I feel like an analytic number theorist.

The problem is that an FFT of size n over lg n
ends up using something like n multiplications in this field,
each of which has to be done recursively,
which turns out to be the bottleneck in the whole algorithm.

Now Schoenhage and Strassen suggested replacing this prime modulus
by some Fermat number, not necessarily prime.
What's good about this ring is that it allows very easy multiplications by powers of 2,
including all the roots of 1 that you need for the FFT.
What's bad about this ring is that it's relatively large,
about square root of n bits,
so you need _many_ levels of recursion in the algorithm,
lg lg n levels of recursion,
each of which involves n lg n bit operations.
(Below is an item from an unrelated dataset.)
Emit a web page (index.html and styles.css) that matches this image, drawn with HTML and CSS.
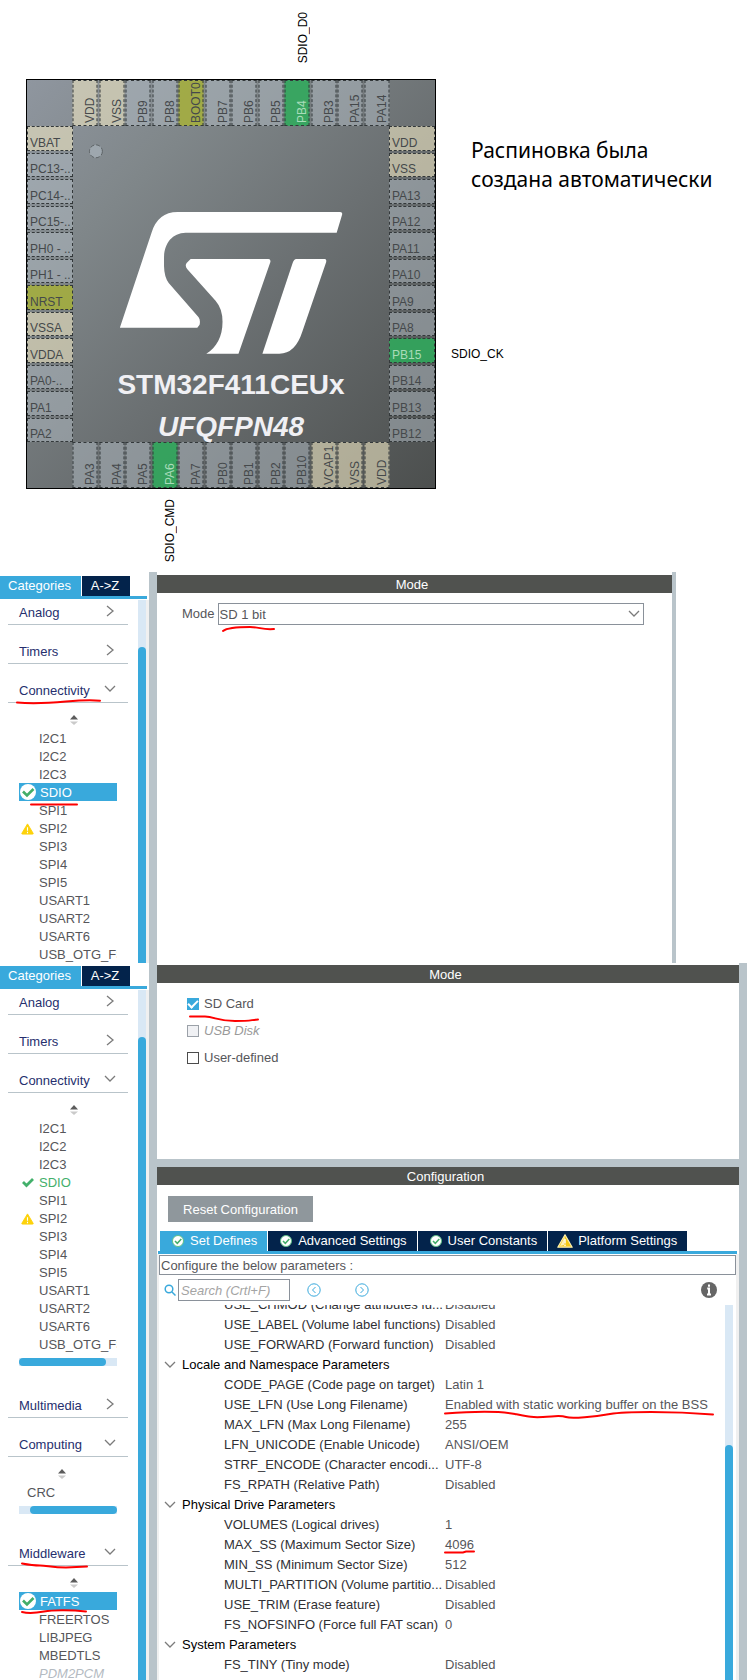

So in the obvious algorithm
there's a tiny base ring k
but the multiplications by roots of 1 are difficult.
In the Schoenhage-Strassen algorithm
there's a much larger ring k
but the multiplications by roots of 1 are easy.

[slide: Fuerer idea]
The new algorithm
finds a happy compromise
between these two extremes.
You start with a tiny base ring k
and then extend it a little
to put in _some_ easy roots of 1.
Now you do an FFT over this extension.
If you remember to time your twists appropriately,
which I told you was the one trick you're supposed to remember from this talk,
then you can align most of the multiplications in the FFT to be very easy.
The extension is large enough so that these multiplications are no longer a bottleneck.
But the extension is still _much_ smaller than the Schoenhage-Strassen ring.
The number of levels of recursion drops quite dramatically,
and if you count carefully then you end up with the bit complexity that I stated earlier.

Let me close with some advice to the graduate students in the audience.
If you want a really cool paper in 2008
then obviously you should look for some widely used algorithm that was published in 1972.
Thank you for your attention.

[Question from audience about finding rings k more easily than fields k.
Answer: The algorithm works with rings k,
but the only ways we find _small_ k's are by finding fields.]